> _REQUIRED TASK_: Identify and copy all lines of the material where the string "styled" is found.

> _DATA LINES_:

▶

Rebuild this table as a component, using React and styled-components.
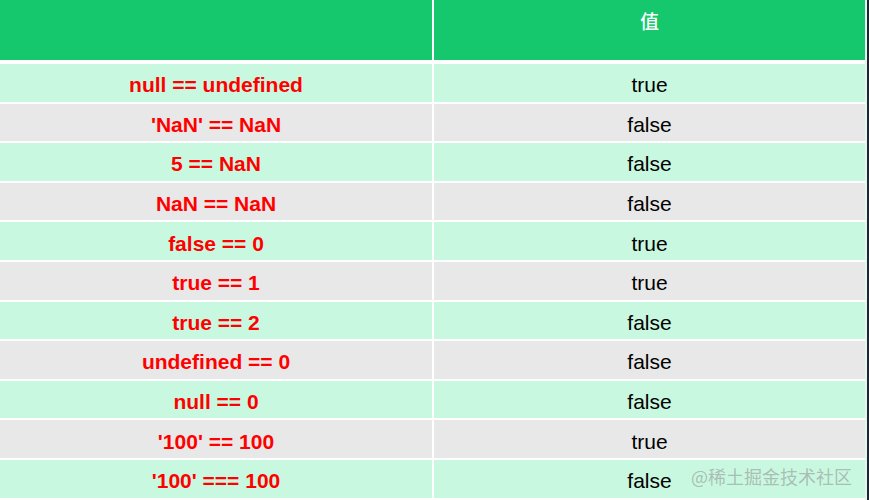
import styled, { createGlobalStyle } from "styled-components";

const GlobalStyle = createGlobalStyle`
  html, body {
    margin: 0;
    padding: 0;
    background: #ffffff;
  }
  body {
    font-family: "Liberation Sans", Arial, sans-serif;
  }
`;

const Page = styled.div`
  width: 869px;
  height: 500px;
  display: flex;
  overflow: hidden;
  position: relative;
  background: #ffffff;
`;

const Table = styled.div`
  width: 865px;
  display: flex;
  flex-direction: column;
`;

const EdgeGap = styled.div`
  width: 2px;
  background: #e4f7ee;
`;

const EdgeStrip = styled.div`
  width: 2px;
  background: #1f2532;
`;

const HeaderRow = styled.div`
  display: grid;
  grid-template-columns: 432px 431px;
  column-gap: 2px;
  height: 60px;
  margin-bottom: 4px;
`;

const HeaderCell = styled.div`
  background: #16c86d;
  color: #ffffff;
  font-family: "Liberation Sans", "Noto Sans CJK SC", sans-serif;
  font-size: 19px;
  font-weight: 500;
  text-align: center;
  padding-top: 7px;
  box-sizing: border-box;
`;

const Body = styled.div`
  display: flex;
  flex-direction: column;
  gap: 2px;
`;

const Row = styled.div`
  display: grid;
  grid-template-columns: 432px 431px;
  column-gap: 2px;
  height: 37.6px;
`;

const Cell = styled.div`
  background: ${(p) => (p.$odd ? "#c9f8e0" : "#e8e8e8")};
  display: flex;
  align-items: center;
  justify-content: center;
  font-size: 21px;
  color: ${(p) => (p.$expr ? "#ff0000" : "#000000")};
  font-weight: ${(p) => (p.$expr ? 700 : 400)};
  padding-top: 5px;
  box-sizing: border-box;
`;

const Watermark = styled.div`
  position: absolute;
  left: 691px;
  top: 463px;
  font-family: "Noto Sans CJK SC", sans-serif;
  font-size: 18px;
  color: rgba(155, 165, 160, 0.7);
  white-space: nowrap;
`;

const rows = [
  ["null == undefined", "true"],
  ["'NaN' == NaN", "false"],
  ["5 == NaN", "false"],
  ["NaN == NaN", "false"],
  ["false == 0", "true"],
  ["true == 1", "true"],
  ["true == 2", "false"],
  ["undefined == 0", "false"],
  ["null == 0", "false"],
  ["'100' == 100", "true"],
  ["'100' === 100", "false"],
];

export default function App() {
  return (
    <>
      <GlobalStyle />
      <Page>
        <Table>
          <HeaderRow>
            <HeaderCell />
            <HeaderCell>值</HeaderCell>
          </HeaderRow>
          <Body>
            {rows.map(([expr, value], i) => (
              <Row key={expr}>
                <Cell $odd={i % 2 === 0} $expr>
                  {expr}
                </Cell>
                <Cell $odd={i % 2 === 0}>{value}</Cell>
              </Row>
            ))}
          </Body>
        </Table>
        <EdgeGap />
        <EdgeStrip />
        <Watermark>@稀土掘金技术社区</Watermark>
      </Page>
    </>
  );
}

◀

> _OUTPUT OF THE TASK_:
Rebuild this table as a component, using React and styled-components.
import styled, { createGlobalStyle } from "styled-components";
const Page = styled.div`
const Table = styled.div`
const EdgeGap = styled.div`
const EdgeStrip = styled.div`
const HeaderRow = styled.div`
const HeaderCell = styled.div`
const Body = styled.div`
const Row = styled.div`
const Cell = styled.div`
const Watermark = styled.div`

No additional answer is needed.